Roscommon GAA
- Irish:: CLG Ros Comáin
- Nickname(s):: The Rossies
- Province:: Connacht
- Dominant sport:: Gaelic football
- Ground(s):: Dr Hyde Park, Roscommon
- County colours:: Primrose Royal blue (Black and green until 1935)

County teams
- NFL:: Division 1
- NHL:: Division 3
- Football Championship:: Sam Maguire Cup
- Hurling Championship:: Christy Ring Cup
- Ladies' Gaelic football:: Brendan Martin Cup
- Camogie:: Kay Mills Cup

= Roscommon GAA =

County board of the Gaelic Athletic Association in Ireland

The Roscommon County Board of the Gaelic Athletic Association (GAA) (Cumann Lúthchleas Gael, Coiste Chontae Ros Comáin) or Roscommon GAA is one of the 32 county boards of the GAA in Ireland, and is responsible for Gaelic games in County Roscommon.

The county board is also responsible for the Roscommon county teams.

The county football team was the third from the province of Connacht to win an All-Ireland Senior Football Championship (SFC), following Galway and Mayo. It competes in the Connacht Senior Football Championship, which it has won 25 times. The team won back-to-back All-Ireland SFC titles in 1943 and 1944.

==Crest==
From November 2024, the crest was altered to replace the original black-faced sheep with one of the white-faced wooly-necked found in Roscommmon.

==Football==
===Clubs===

Clubs contest the Roscommon Senior Football Championship. That competition's most successful club is Clann na nGael, with 21 titles.

Roscommon GAA postponed all GAA matches that had been due to be played on the first weekend of September 2022 after referees refused to officiate. This was in response to an alleged assault on a referee in a football match at St Aidan's GAA.

===County team===

The county team won a first All-Ireland Senior Football Championship (SFC) in 1943, defeating Cavan in the final. The team retained the All-Ireland SFC in 1944, defeating Kerry in the final.

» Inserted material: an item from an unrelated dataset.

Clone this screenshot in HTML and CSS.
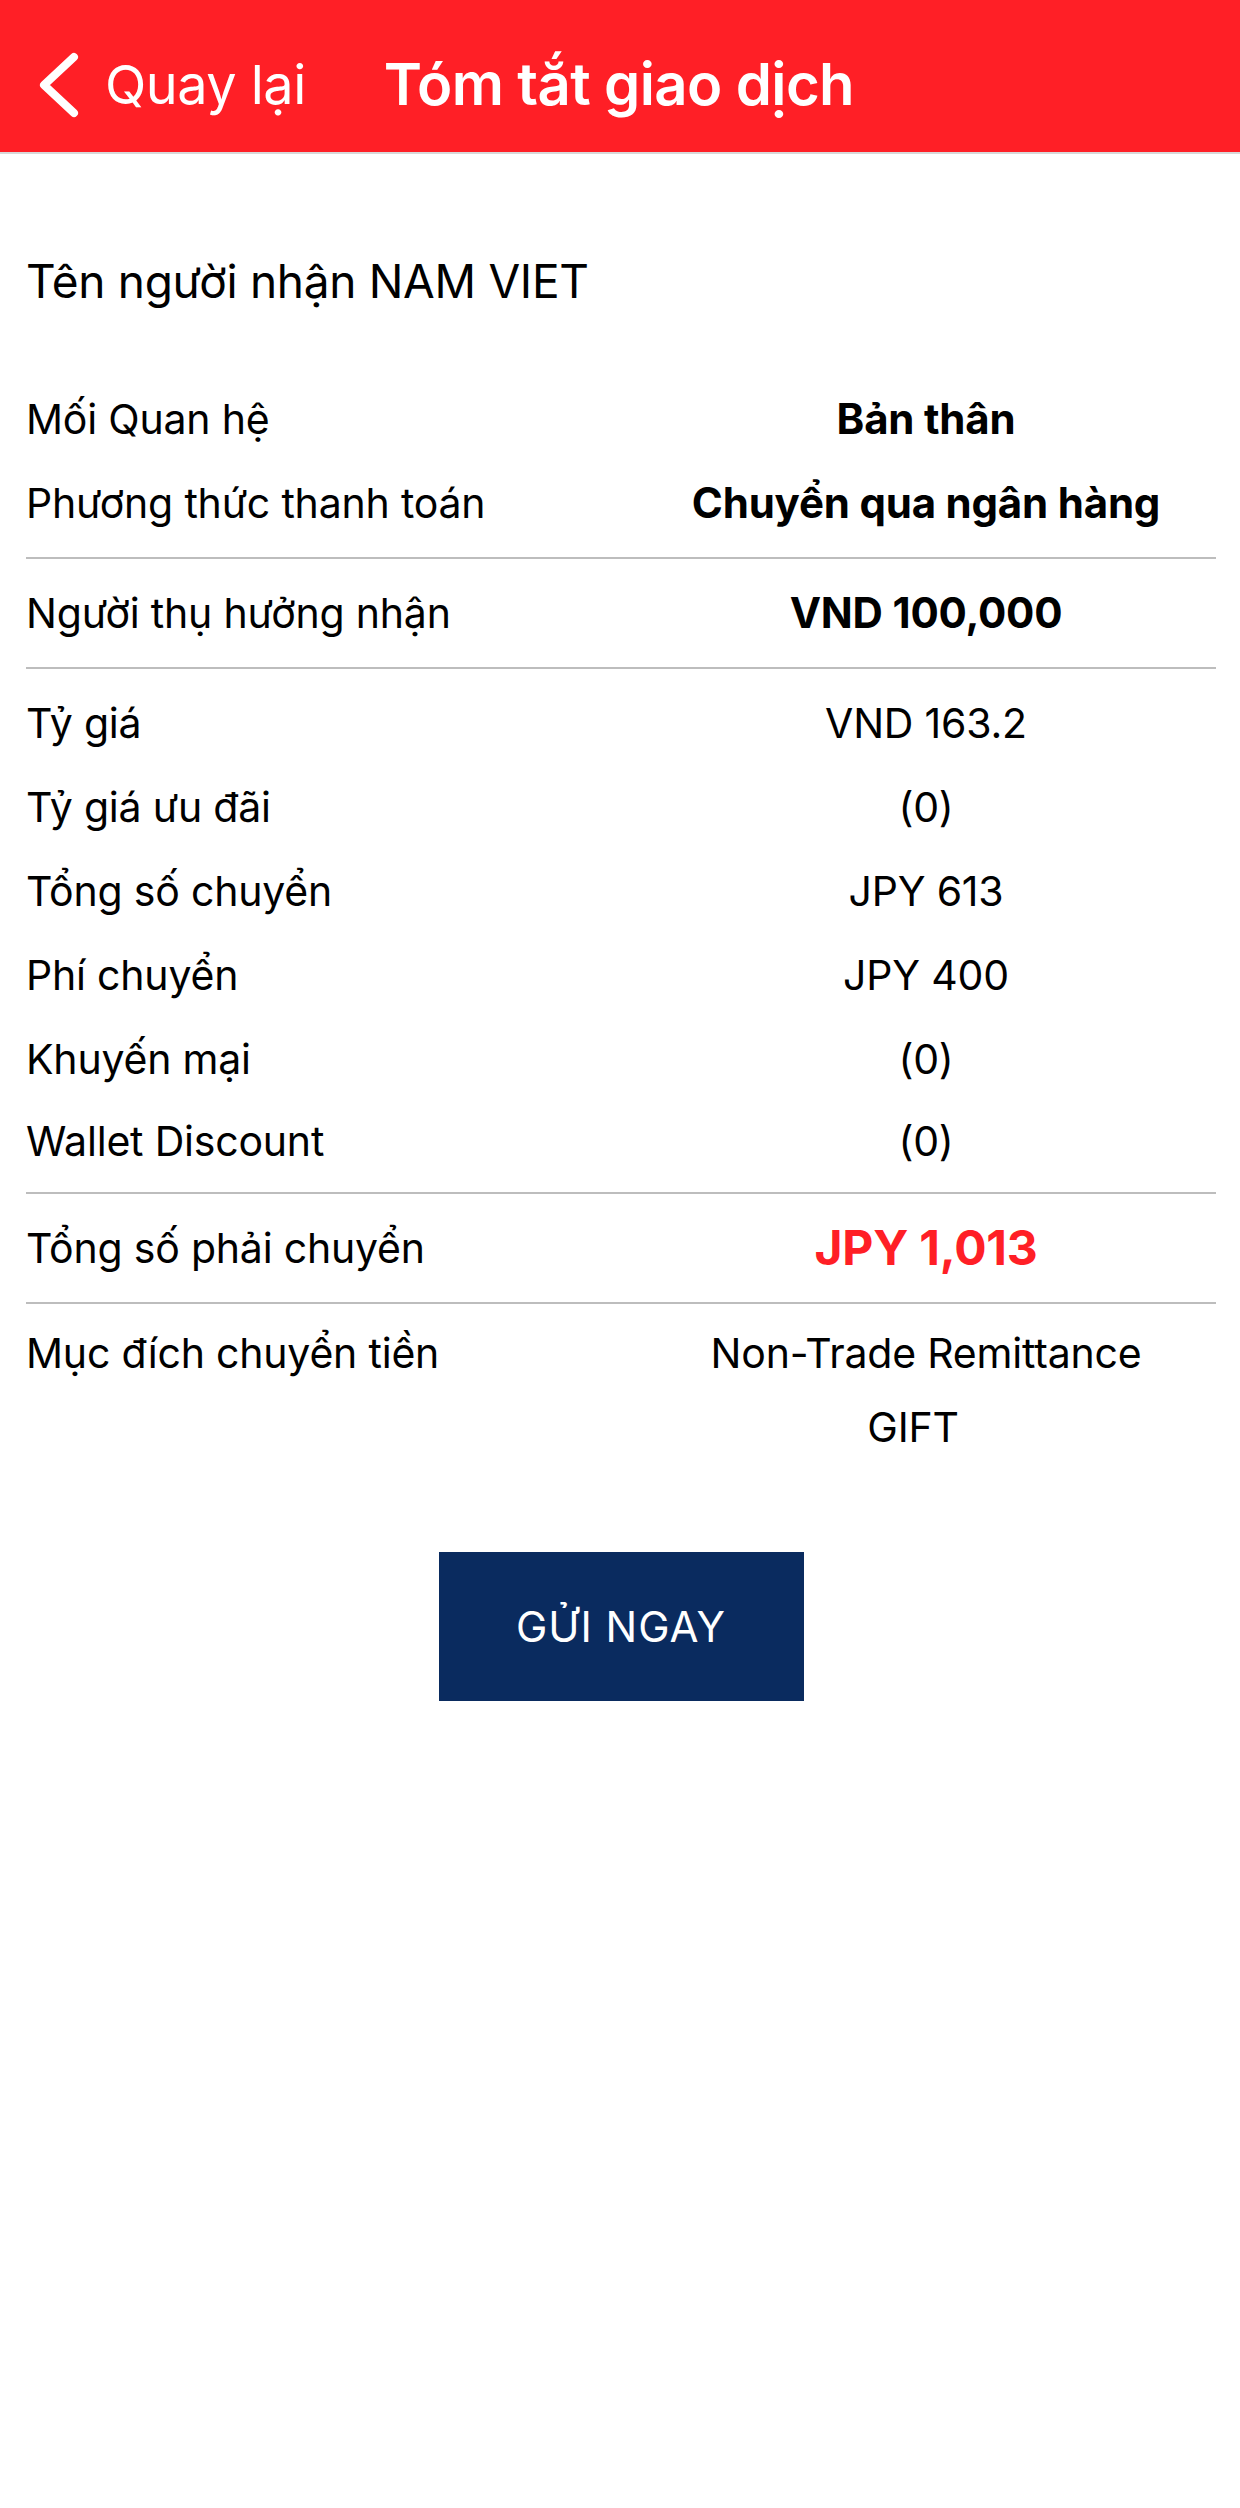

The county team made its third appearance in an All-Ireland SFC final in the 1946 edition. It made its fourth appearance in an All-Ireland SFC final in the 1962 edition. It made its fifth appearance in an All-Ireland SFC final in the 1980 edition. Kerry defeated Roscommon in all three of those games.

==Hurling==
===Clubs===

Clubs contest the Roscommon Senior Hurling Championship. That competition's most successful club is Four Roads, with 35 titles.

===County team===

Roscommon's sole appearance in an All-Ireland Senior Hurling Championship (SHC) semi-final occurred in 1910. Tipperary defeated the county by a scoreline of 10 goals to one point. The county defeated Wexford in the 1984 Centenary Cup. Roscommon won an All-Ireland Senior B Hurling Championship in 1994 and an All-Ireland Intermediate Hurling Championship in 1999. The county competed in the newly formed Christy Ring Cup in 2005 and 2006 but was relegated to the Nicky Rackard Cup after poor performances. Roscommon won the 2007 Nicky Rackard Cup Final, defeating Armagh by a scoreline of 1–12 to 0–13. Roscommon won the 2015 Nicky Rackard Cup, again defeating Armagh in the final. Both games occurred at Croke Park.

==Ladies' football==

Roscommon have the following achievements in ladies' football.

- All-Ireland Senior Ladies' Football Championships: 1
  - 1978
- All-Ireland Intermediate Ladies' Football Championships: 1
  - 2005
- All-Ireland Junior Ladies' Football Championships: 1
  - 2001

==Camogie==

Roscommon won the Nancy Murray Cup in 2009. At underage level Roscommon U14 won the Mairead Meehan All Ireland Final in 2018 and the Mary Lynch All Ireland Final in 2022. They won the U16 C Championship in 2019 and 2022 and they won the Minor B Shield in 2021.

Four Roads won the All Ireland Junior club final in 2010 beating Corofin of Clare 1-09 to 0-06. They also reached the 2004, 2012, 2014 and 2018 All Ireland Junior club finals. Athleague reached the 2015 All Ireland Junior club.

Oran won the Caithlín Ní Thoimín Shield at Féile na nGael in 1980 and 1982, the Division 3 shield in 1989 and 1992 and the Coiste Chontae an Chláir Shield in 2004. Four Roads won the Division 6 Cup at Féile na nGael in 2019.

Notable players include Lizzie Glennon and Cait Kenny who are the only players from the county to be nominated for an " All-Star " & the following Soaring Star award winners 2009 Niamh Coyle, 2010 Caroline Connaughton, 2014 Annette McGeeney and Kelly Hopkins, 2015 Susan Spillane and Rachel Fitzmaurice and 2016 Kelly Hopkins

Under Camogie's National Development Plan 2010-2015, "Our Game, Our Passion", Carlow, Cavan, Laois, Louth and Roscommon were to get a total of 17 new clubs by 2015.